To appreciate the benefits of mindfulness, consider its polar opposite — mindlessness, says Kimberly Schaufenbuel, program director of executive development at the University of North Carolina Kenan-Flagler Business School. “As employees and individuals, we can all relate to mindlessness … think about when you’ve gone through your day, going through the motions, being distracted and relying on past assumptions and experiences,” Schaufenbuel noted while speaking during a recent webinar sponsored by the Human Capital Institute (www.hci.org). 

“And also think about the times you’ve experienced mindless service — spoken to someone who’s physically with you, but not mentally there,” she adds. “And what are the business and relationship consequences of those behaviors? They’re pretty significant.”

Mindfulness defined

So what exactly is mindfulness? There seems to be as many definitions as there are yoga positions. But in essence, mindfulness is an “in-the-moment” state of mind — a total awareness of the present that keeps at bay the endless and mindless chatter and clatter that all too frequently wracks our brains — and makes us less efficient. 

Achieving this pure clarity of mind is no simple task, as evidenced by a recent University of Virginia study in which most of the 700 participants found it difficult to sit in a room, alone with nothing but their thoughts for company. In fact, 67 percent of the men and 25 percent of the women in the study actually chose to press a button and shock themselves, rather than quietly contemplate their innermost thoughts. 

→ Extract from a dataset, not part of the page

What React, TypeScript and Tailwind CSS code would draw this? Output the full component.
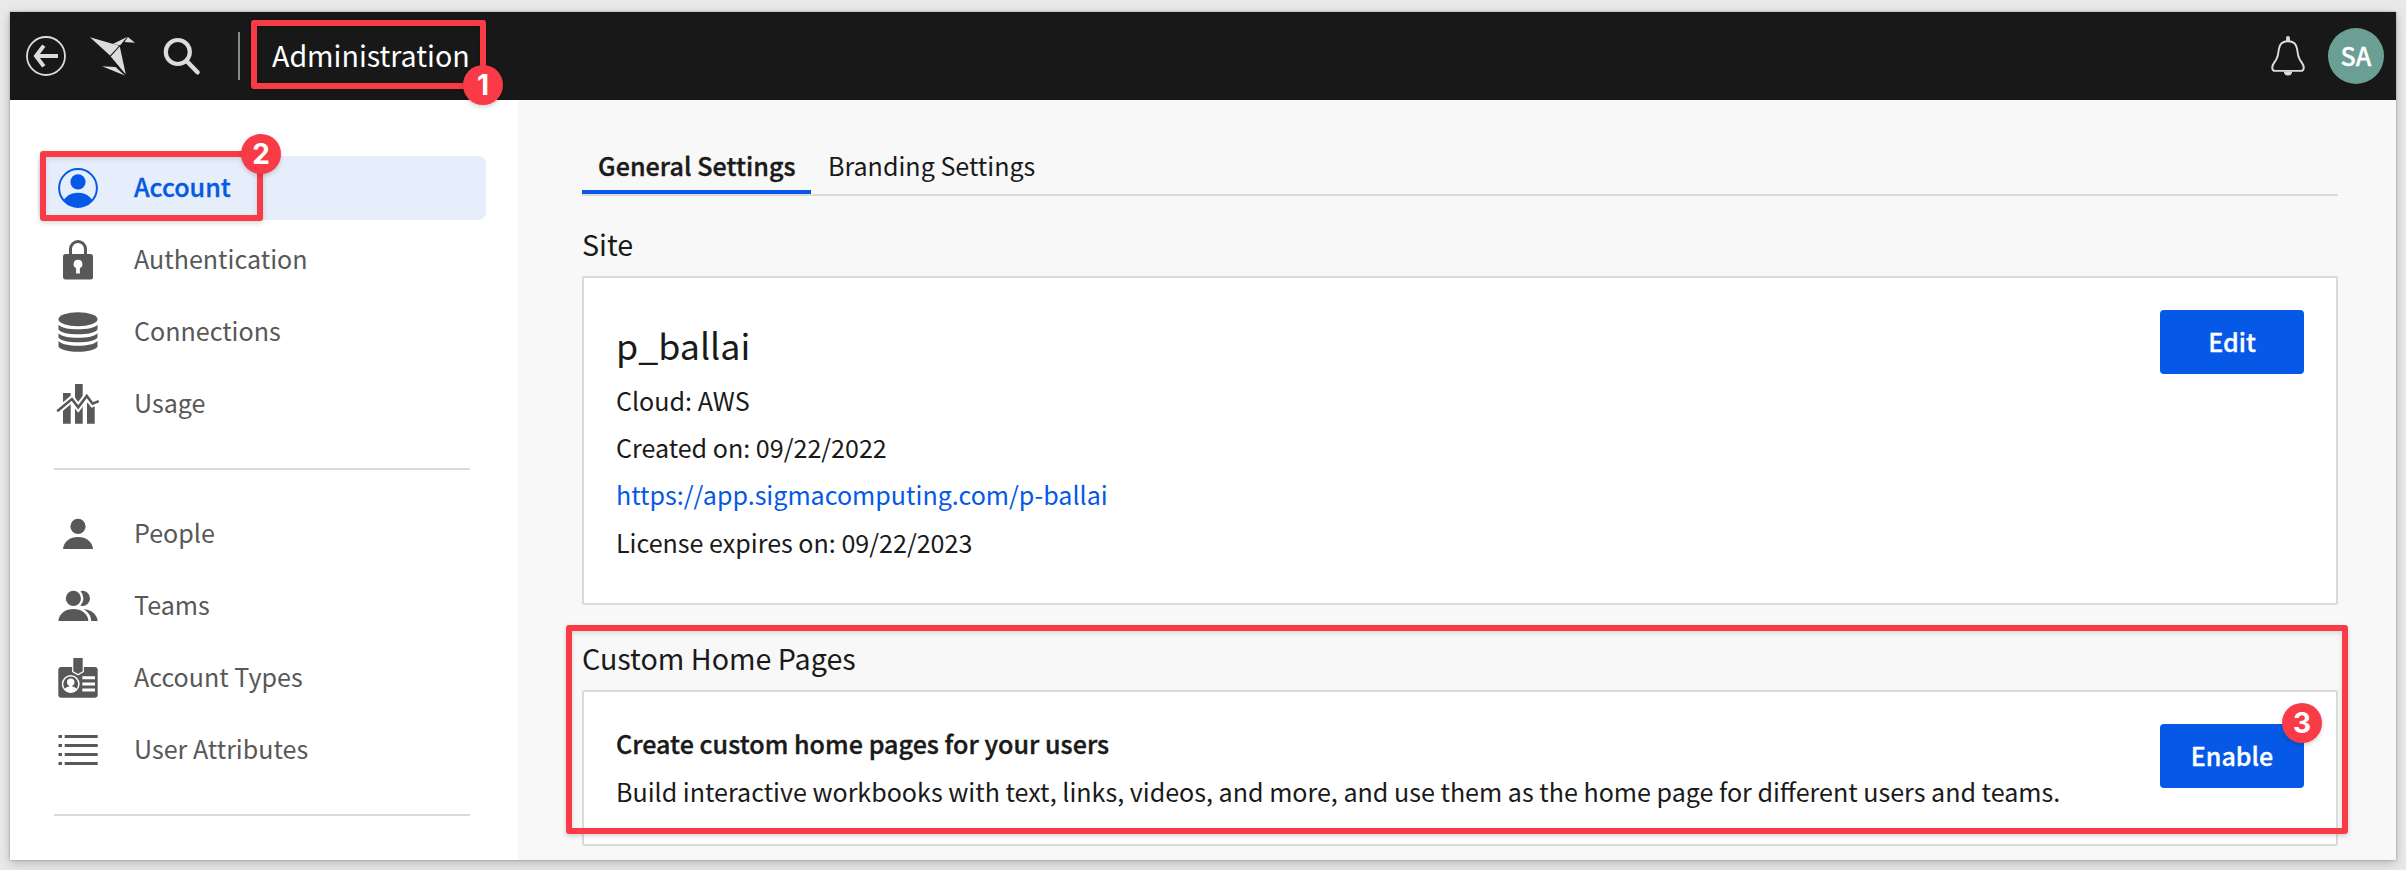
import type { ReactNode } from "react";

function BackIcon() {
  return (
    <svg width="40" height="40" viewBox="0 0 40 40" fill="none" stroke="#dcdcdc">
      <circle cx="20" cy="20" r="19" strokeWidth="1.8" />
      <path d="M17.8 9.6 10 20l7.8 10.4M10 20h22" strokeWidth="4" />
    </svg>
  );
}

function BirdLogo() {
  return (
    <svg width="50" height="40" viewBox="0 0 50 40" fill="#dcdcdc">
      <path d="M4 1.2 33.2 9.8 24 19.600Z" />
      <path d="M26.200 8.300 41 .9 34.200 9.200Z" />
      <path d="M41.900 1 49 6.700 38.600 5.900Z" />
      <path d="M33.800 10.600 24.700 20.500 39.800 38.400Z" />
      <path d="M16 30.300 29.600 30.900 38.800 39.500Z" />
    </svg>
  );
}

function SearchIcon() {
  return (
    <svg width="42" height="40" viewBox="0 0 42 40" fill="none" stroke="#dcdcdc">
      <circle cx="19.8" cy="16" r="12" strokeWidth="4.2" />
      <path d="m28.6 25 10.9 11.3" strokeWidth="4.4" strokeLinecap="round" />
    </svg>
  );
}

function BellIcon() {
  return (
    <svg width="40" height="40" viewBox="0 0 40 40" fill="none">
      <path
        d="M20 5.200c-5 0-8.600 3-9.200 8.200-.4 3.800-.6 6.600-2.400 9.800-1.600 2.800-4.200 5.400-4.200 8.200 0 2.400 1.100 3.500 3.100 3.500h25.400c2 0 3.100-1.100 3.100-3.500 0-2.800-2.600-5.400-4.200-8.200-1.800-3.200-2-6-2.400-9.800C28.600 8.200 25 5.200 20 5.200Z"
        stroke="#dcdcdc"
        strokeWidth="1.9"
      />
      <path d="M18.100 5.200V2a1.900 1.900 0 0 1 3.800 0v3.200ZM15.900 35.500h8.200a4.100 4.100 0 0 1-8.200 0Z" fill="#dcdcdc" />
    </svg>
  );
}

function Icon({ children }: { children: ReactNode }) {
  return (
    <svg width="40" height="40" viewBox="0 0 40 40" fill="currentColor" className="shrink-0 overflow-visible">
      {children}
    </svg>
  );
}

const accountIcon = (
  <Icon>
    <clipPath id="face">
      <circle cx="20" cy="20" r="19" />
    </clipPath>
    <circle cx="20" cy="20" r="18.900" fill="none" stroke="currentColor" strokeWidth="2" />
    <circle cx="20" cy="13.800" r="7.600" />
    <ellipse cx="20" cy="39" rx="16.500" ry="14.300" clipPath="url(#face)" />
  </Icon>
);

const lockIcon = (
  <Icon>
    <path d="M12.500 16V9a7.500 7.500 0 0 1 15 0v7" fill="none" stroke="currentColor" strokeWidth="3" />
    <rect x="5" y="14" width="30" height="25.600" rx="2.500" />
    <path d="M20 19.800a4.300 4.300 0 0 1 1.900 8.200v5.600h-3.800V28A4.300 4.300 0 0 1 20 19.800Z" fill="#fff" />
  </Icon>
);

const databaseIcon = (
  <Icon>
    <ellipse cx="20" cy="7.200" rx="19.500" ry="7" />
    <path d="M.5 12.700C3 15.800 11 17.300 20 17.300s17-1.500 19.500-4.600v4.800C37 20.800 29 22.300 20 22.300S3 20.800.5 17.500Z" />
    <path d="M.5 21.200C3 24.300 11 25.800 20 25.800s17-1.500 19.500-4.600v4.300C37 28.800 29 30.300 20 30.300S3 28.800.5 25.500Z" />
    <path d="M.5 29C3 32.200 11 33.700 20 33.700S37 32.200 39.500 29v5.700C37 38.200 29 39.700 20 39.700S3 38.200.5 34.700Z" />
  </Icon>
);

const usageIcon = (
  <Icon>
    <path d="M5 9h7.700v30.700H5zM17 0h7.700v39.700H17zM29 19h7.700v20.700H29z" />
    <path d="M-3 29.200 13.900 15 20.200 23.300 28.800 12 34.600 19.700 43 16.200" fill="none" stroke="#fff" strokeWidth="6.600" />
    <path d="M-.8 27.300 13.900 15 20.200 23.300 28.800 12 34.600 19.700 40.800 17.100" fill="none" stroke="currentColor" strokeWidth="2.600" />
  </Icon>
);

const personIcon = (
  <Icon>
    <circle cx="20" cy="12.400" r="7.600" />
    <path d="M5 35C5.600 27.600 12 23 20 23s14.400 4.600 15 12Z" />
  </Icon>
);

const teamIcon = (
  <Icon>
    <circle cx="24.400" cy="12.400" r="7.600" />
    <circle cx="15.400" cy="12.400" r="10" fill="#fff" />
    <circle cx="15.400" cy="12.400" r="7.600" />
    <path d="M.4 35C1 27.600 7.400 23 15.400 23s14.400 4.600 15 12Z" />
    <path d="M25.500 23.200C33.500 23.500 39 28.200 39.700 35H33.200C33 30 30.500 26 25.500 23.200Z" />
  </Icon>
);

const badgeIcon = (
  <Icon>
    <rect x=".3" y="9" width="39.400" height="30.700" rx="3" />
    <path d="M15.300 0h9.400v13.200L20 16l-4.700-2.800Z" stroke="#fff" strokeWidth="2.400" />
    <path d="M15.300 0h9.400v13.200L20 16l-4.700-2.800Z" />
    <circle cx="12.700" cy="26" r="8.200" fill="none" stroke="#fff" strokeWidth="1.500" />
    <circle cx="12.700" cy="24.200" r="3.700" fill="#fff" />
    <path d="M11.200 26h3v2.600c2.800.5 4.200 1.700 4.800 3.200a8.600 8.600 0 0 1-12.600 0c.6-1.500 2-2.700 4.800-3.200Z" fill="#fff" />
    <path d="M24.300 18.300H37v3H24.300zM24.300 24.400H37v3H24.300zM24.300 30.500H37v3H24.300z" fill="#fff" />
  </Icon>
);

const listIcon = (
  <Icon>
    <path d="M.5 5H4v3H.5zM.5 14H4v3H.5zM.5 23H4v3H.5zM.5 32H4v3H.5z" />
    <path d="M6.700 5h33v3h-33zM6.700 14h33v3h-33zM6.700 23h33v3h-33zM6.700 32h33v3h-33z" />
  </Icon>
);

function Step({ n, className }: { n: number; className: string }) {
  return (
    <span
      className={`absolute z-20 flex size-10 items-center justify-center rounded-full bg-[#f83b47] font-['Inter',sans-serif] text-[28px] leading-none font-bold text-white shadow-[0_2px_4px_rgba(0,0,0,0.18)] ${className}`}
    >
      {n}
    </span>
  );
}

function Highlight({ className }: { className: string }) {
  return (
    <span
      className={`pointer-events-none absolute z-10 rounded-[3px] border-[6px] border-[#f83b47] shadow-[0_2px_5px_rgba(0,0,0,0.16),inset_0_2px_5px_rgba(0,0,0,0.12)] ${className}`}
    />
  );
}

function NavItem({ icon, label }: { icon: ReactNode; label: string }) {
  return (
    <a className="flex h-16 items-center gap-9 pl-5 text-[#585858]">
      {icon}
      <span className="pb-1">{label}</span>
    </a>
  );
}

function Button({ children }: { children: ReactNode }) {
  return (
    <button className="flex h-16 w-36 items-center justify-center rounded bg-[#0559e6] pb-0.5 font-medium text-white [-webkit-text-stroke:0.3px]">
      {children}
    </button>
  );
}

export default function App() {
  return (
    <div className="h-[870px] w-[2406px] overflow-hidden bg-[#e9e9e9] px-2.5 pt-3 font-['Noto_Sans_CJK_SC','Noto_Sans',sans-serif] text-[25.070px] leading-[40px] text-[#1a1a1a]">
      <div className="flex h-[848px] w-[2386px] flex-col bg-[#f8f8f8] shadow-[0_0_2px_rgba(0,0,0,0.3),0_3px_10px_rgba(0,0,0,0.22)]">
        <header className="flex h-[88px] shrink-0 items-center bg-[#181818] pr-3 pl-4">
          <BackIcon />
          <div className="ml-5">
            <BirdLogo />
          </div>
          <div className="ml-[22px]">
            <SearchIcon />
          </div>
          <div className="ml-[38px] h-12 w-0.5 bg-[#8a8a8a]" />
          <div className="relative mb-[3px] ml-[11px] flex h-[69px] w-[235px] items-center pl-[21px]">
            <Highlight className="inset-0" />
            <h1 className="text-[28.600px] text-white">Administration</h1>
            <Step n={1} className="-right-[17px] -bottom-4" />
          </div>
          <div className="ml-auto">
            <BellIcon />
          </div>
          <div className="ml-5 flex size-14 items-center justify-center rounded-full bg-[#6b9f94] pb-[3px] font-medium text-white [-webkit-text-stroke:0.3px]">
            SA
          </div>
        </header>

        <div className="flex min-h-0 flex-1">
          <aside className="w-[508px] shrink-0 bg-white pt-14 pr-8 pl-7">
            <nav className="flex flex-col gap-2">
              <a className="relative flex h-16 items-center gap-9 rounded-lg bg-[#e6edfb] pl-5 font-medium text-[#0559e6]">
                {accountIcon}
                <span className="pb-1 [-webkit-text-stroke:0.3px]">Account</span>
                <Highlight className="-top-[5px] left-[2px] h-[70px] w-[223px]" />
                <Step n={2} className="-top-[22px] left-[203px]" />
              </a>
              <NavItem icon={lockIcon} label="Authentication" />
              <NavItem icon={databaseIcon} label="Connections" />
              <NavItem icon={usageIcon} label="Usage" />
            </nav>
            <hr className="mx-4 my-8 border-t-2 border-[#dadada]" />
            <nav className="flex flex-col gap-2">
              <NavItem icon={personIcon} label="People" />
              <NavItem icon={teamIcon} label="Teams" />
              <NavItem icon={badgeIcon} label="Account Types" />
              <NavItem icon={listIcon} label="User Attributes" />
            </nav>
            <hr className="mx-4 mt-8 border-t-2 border-[#dadada]" />
          </aside>

          <main className="flex-1 pt-[45px] pr-[58px] pl-16">
            <div className="flex border-b-2 border-[#dadada]">
              <div className="w-[229px] border-b-4 border-[#0559e6] px-4 pb-[5px] font-medium tracking-[0.070px] whitespace-nowrap [-webkit-text-stroke:0.4px]">
                General Settings
              </div>
              <div className="px-[17px]">Branding Settings</div>
            </div>

            <h2 className="mt-7 mb-3 text-[28.650px]">Site</h2>
            <section className="flex h-[329px] items-start justify-between rounded-[2px] border-2 border-[#dadada] bg-white px-8">
              <div className="pt-[39px] leading-[47px]">
                <h3 className="mb-1.5 text-[35.800px] leading-[54px]">p_ballai</h3>
                <p>Cloud: AWS</p>
                <p>Created on: 09/22/2022</p>
                <p className="text-[#0559e6]">https://app.sigmacomputing.com/p-ballai</p>
                <p className="mt-px">License expires on: 09/22/2023</p>
              </div>
              <div className="mt-8">
                <Button>Edit</Button>
              </div>
            </section>

            <div className="relative mt-[33px]">
              <Highlight className="-top-[13px] -right-2.5 -left-4 h-[209px]" />
              <h2 className="mb-3 text-[28.650px]">Custom Home Pages</h2>
              <section className="flex h-[156px] items-start justify-between rounded-[2px] border-2 border-[#dadada] bg-white px-8">
                <div className="pt-[27px] leading-[48px]">
                  <p className="font-medium tracking-[0.040px] [-webkit-text-stroke:0.4px]">
                    Create custom home pages for your users
                  </p>
                  <p>
                    Build interactive workbooks with text, links, videos, and more, and use them as the home page for
                    different users and teams.
                  </p>
                </div>
                <div className="relative mt-8">
                  <Button>Enable</Button>
                  <Step n={3} className="-top-[21px] -right-[18px]" />
                </div>
              </section>
            </div>
          </main>
        </div>
      </div>
    </div>
  );
}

Shocking? Perhaps it is — until you stop and think about it. After all, we live in a society that’s all about external stimulus. Internal reflection? Not so much. 

“Mindfulness is something most people would rather avoid because when we’re not multitasking, we tend to focus on things we haven’t yet figured out, like difficult personal or professional challenges,” Schaufenbuel says. “Technology provides us with limitless ways to stay busy and avoid reflection.” 

If all this sounds a bit too mystical and “out there,” perhaps this will convince you: Emerging science backs up everything that mindfulness proponents are championing. “Eastern wisdom is changing Western business in a meaningful way, and it’s finally being backed by neuroscience evidence,” Schaufenbuel notes. 

In 2011, Harvard researchers, using magnetic-resonance images, proved that participants in a mindfulness-based stress reduction program experienced increased growth of gray matter in brain regions that control learning, memory, emotional regulation and perspective taking. Another study performed by neuroscientist Richard Davidson at the Center for Investigating Healthy Minds demonstrated that mindfulness boosts cognitive flexibility, well-being, empathy, creativity and innovation. And other studies indicate that mindfulness reduces levels of a stress-related hormone called cortisol, reduces blood pressure, boosts immune systems and improves sleep quality. 

Breathing is the mechanism or gateway to a truly mindful state. While teaching mindfulness techniques is not possible within the limited confines of a magazine article, suffice it to say that focusing only on each breath taken — each inhalation and exhalation – quells the noise that clamors within our brains. If you lose concentration, just bring your focus back to the breathing. As the modern-day guru of mindfulness, Jon Kabat-Zinn, once noted, “Pay attention to attention … be aware of awareness.” 

It takes practice, for sure; cessation of thought is not for the undisciplined among us. But there are plenty of training resources available and most people can get the hang of it with about 100 hours of practice, Schaufenbuel says. And practicing mindfulness for even just a few weeks can bring about a variety of physical, psychological and social benefits. 

“It’s like building muscle through weight lifting,” she says. “If you do it repetitively, you’ll strengthen that muscle … and create positive changes in brain structures by strengthening neural connections.

“And you don’t need to sit on a floor for an hour to achieve mindfulness,” she adds, noting that mindfulness proponents may have to debunk some deep-rooted stereotypes in order to gain a foothold in the workplace. “All you need is 10 minutes a day and the chance to learn some techniques.” 

At first, asking employees to slow down in order to act faster and perform better may seem at odds with most corporate goals of speed and quick goal attainment. But in the long run, it’ll all make more sense as the benefits of mindful employees begin to emerge. And in an era when employee engagement is of primary concern to so many companies, mindfulness programs just might be the answer — with no yoga mats, eucalyptus candles or chiropractors required.